ネットワーク機器も仮想化

シトリックス、Xen上で動くアプリ配信最適化アプライアンス

2009/09/28

 シトリックス・システムズ・ジャパンは9月28日、Xen Hypervisor上で動作する仮想アプライアンス「NetScaler VPX」の販売を開始した。

 アプリケーション配信最適化製品「NetScaler」シリーズは、負荷分散/帯域制御に加え、キャッシュや圧縮、プロトコル最適化によるアプリケーション配信高速化、SSL VPNやアプリケーションファイアウォールなどのセキュリティ機能をひとまとめに提供する製品だ。同社はこれまでNetScalerを、ハードウェアアプライアンスの形で提供してきた。

 しかし「クラウドコンピューティングや『XaaS』と呼ばれるサービス形態が盛んになってくるのにともない、ハードウェアアプライアンスではそうした(仮想化された)実装形態に対応しきれなくなってきた。また、IntelやAMDといったベンダの取り組みもあり、ハイパーバイザのテクノロジが安定し、かつ性能が向上してきた」(同社ビジネスディベロップメント シニアマネージャー 村上慎一氏)ことから、仮想アプライアンスとしても提供することにしたという。「クラウドサービスではアプリケーションサーバが仮想化されるようになったが、アプリケーションデリバリコントローラなどのネットワーク機器は物理アプライアンスのままだった」(同氏)。

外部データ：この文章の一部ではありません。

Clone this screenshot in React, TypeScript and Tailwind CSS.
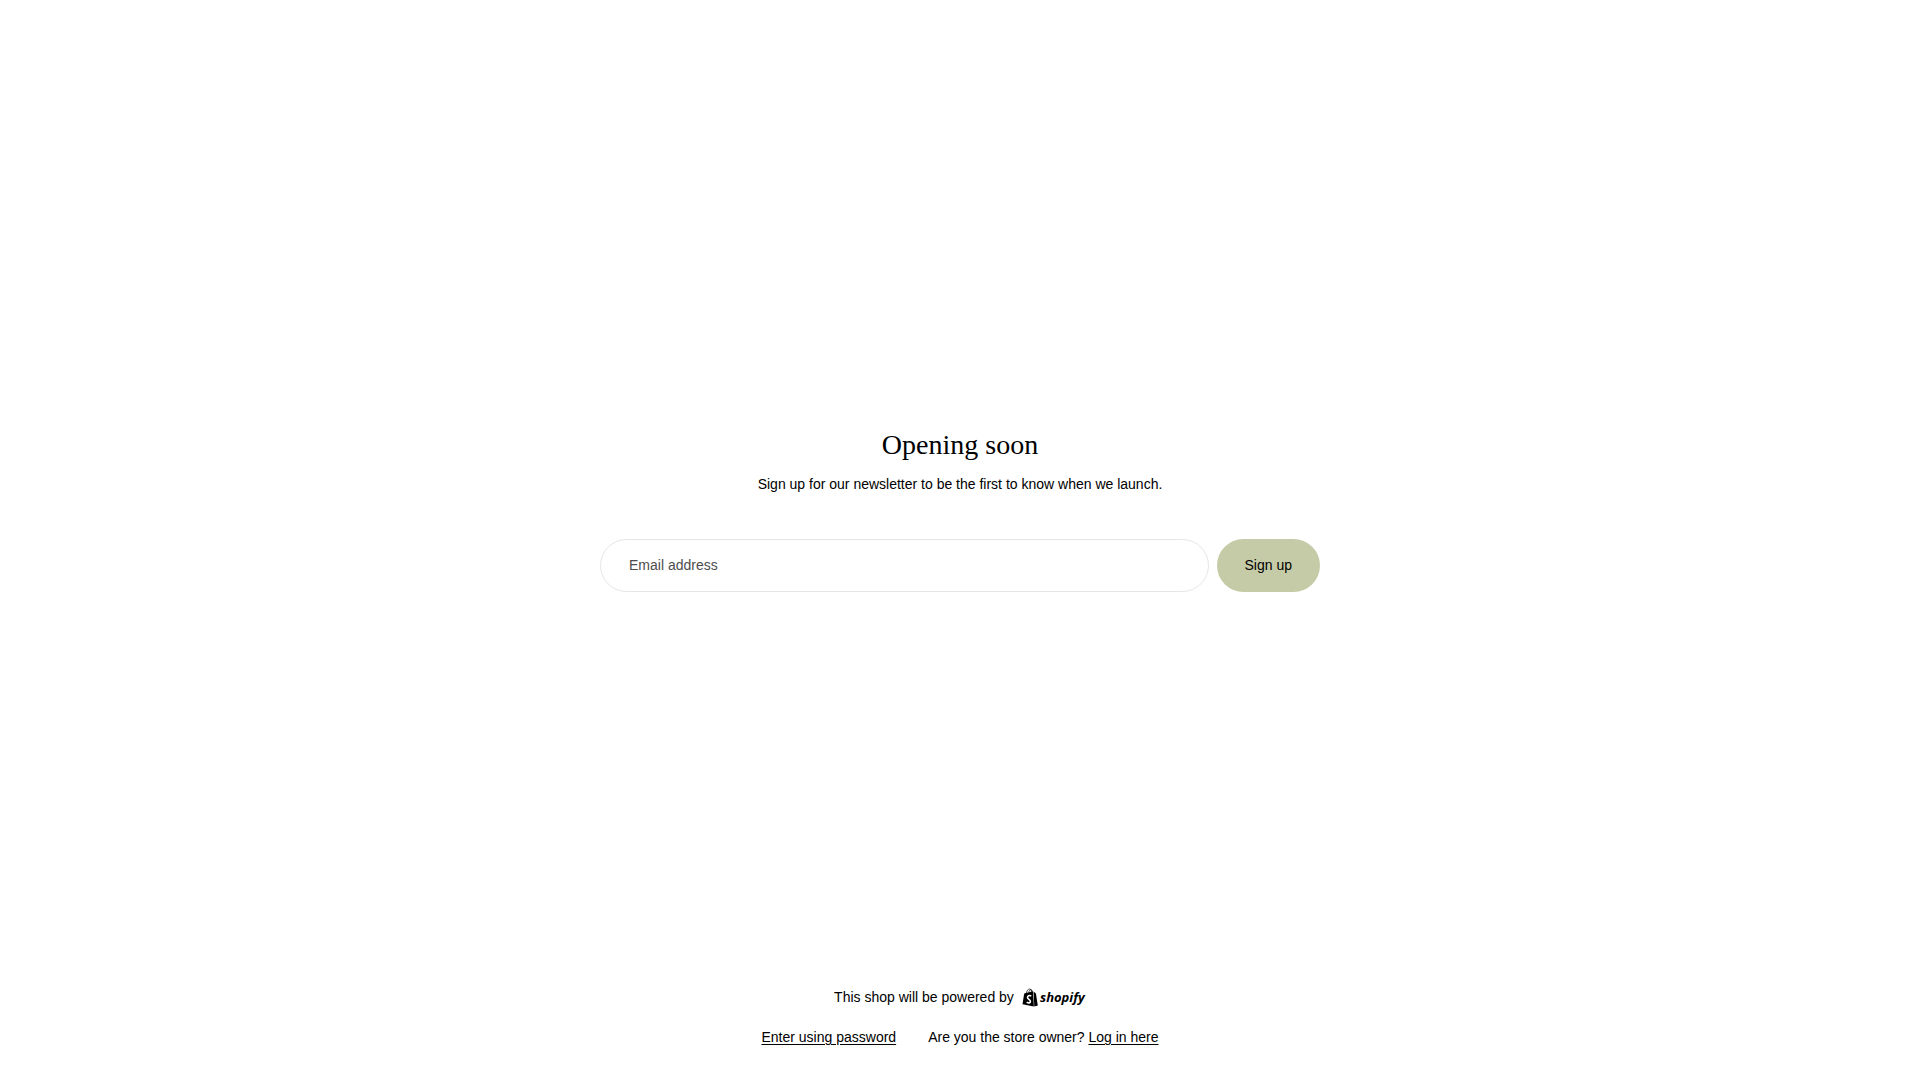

 NetScaler VPXは、NetScalerの機能をXenServer用のバーチャルアプライアンスイメージとして提供するもので、基本的に、ハードウェアアプライアンス版と同等の機能を提供する。パフォーマンスに応じて「VPX 10」「VPX 200」「VPX 1000」の3モデルがあり、提供する機能によっても「Standard」「Enterprise」「Platinum」という3つのエディションがあるため、合計9つのラインアップとなる。

citrix01.jpg NetScaler VPXでは、ハードウェアアプライアンスと同じ管理インターフェイスが提供される

 ハードウェアアプライアンスの場合は、サービス拡張に合わせて性能を増強したい場合でも、機器の調達やセットアップといった作業が必要となり、導入までに1週間程度の時間を要していた。しかし仮想アプライアンスとして提供することで、サービスの拡張に応じて迅速に実装できるようになるという。上位のPlatinum Editionでは、負荷の増大に応じて、動的にテンプレートから仮想マシンを呼び出すソフトウェアも合わせて提供される。

 1つのハイパーバイザ上で、ほかのWebアプリケーションと同時に稼働できることもメリットだ。また開発/テスト環境などでは、あらかじめいくつかテンプレートを用意しておくことにより、必要なときにいつでも環境を再現し、テストやバグ検証などに利用することができる。

 性能は搭載するサーバのハードウェアに依存するが、VPX 10ではレイヤ4-7およびSSLのスループットが10Mbps。XenServer 5 Update 3以降が動作するマシンに導入でき、バーチャルアプライアンス1台当たり、目安としてメモリ1GB、ディスク20GB程度が必要だ。価格は、VPX-10のStandard Editionで33万円からとなっている。